There are 15 collective members and 2 paid interns. We still meet regularly as a whole staff, but also have several standing committees, reducing the need for the overhead involved with setting up an ad hoc committee. We're trying to spend any "spare" energy on making Free Geek more self-sufficient.

  • Adoption -- The waiting list has been eliminated (finally).
  • Build --
  • Coding -- We have begun to offer Free Geek space as a place for coding groups to meet and are looking for ways to track and tap into a large external pool of talent. Weekly coders workshops continue to work (slowly) on the database -- FGdb -- and the hardware testing scripts FGdiag.
  • Education -- We are beginning to cautiously experiment with offering training and conferences that are not directly tied to Free Geek work, in a hunt for new revenue streams that support our mission.
  • Recycling --
  • Sales -- We are organizing more

Where to next?

That's the million dollar question. To begin the process, we're starting by considering some thought experiments. For each though experiment, we can ask several questions.

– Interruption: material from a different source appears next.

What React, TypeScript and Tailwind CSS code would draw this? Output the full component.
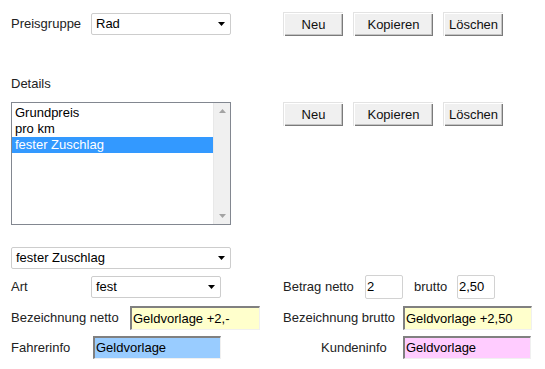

  • What would that look like?
  • What about that picture scares us or delights us?
  • How do we change that future, avoiding the parts we don't like and finding our way to the parts we do?

The scenarios

Read about possible scenarios in the following links. (Feel free to add to the scenarios that are already started, add new scenarios to this list, or start working on the suggested but not yet started scenarios.)

Maximum Free Geek
We decide to open all day long, seven days a week.
Sister Free Geek
We grow too big for our space / culture here, and decide to spin off a clone elsewhere in the Portland Area
Fragmented Free Geeks
We decide to move the store offsite, maybe open a classroom elsewhere.
Government Subsidized Free Geek
Say the government passes a bill that makes consumers pay a recycle fee at the time of purchase and then the government pays us to do that recycling. How might this affect us? Do we become more or less economically viable?
Crisis Driven Free Geek
We operate in the future, much as we have in the past, responding to crises as they arise
Expansionist Free Geek
Seek out new territory. Send staff to the far reaches of the known universe. Create a bumbershoot organization to do federal grants and coordination work.
Umm... We can't deal with computers anymore, so we move on to something else? Something like that.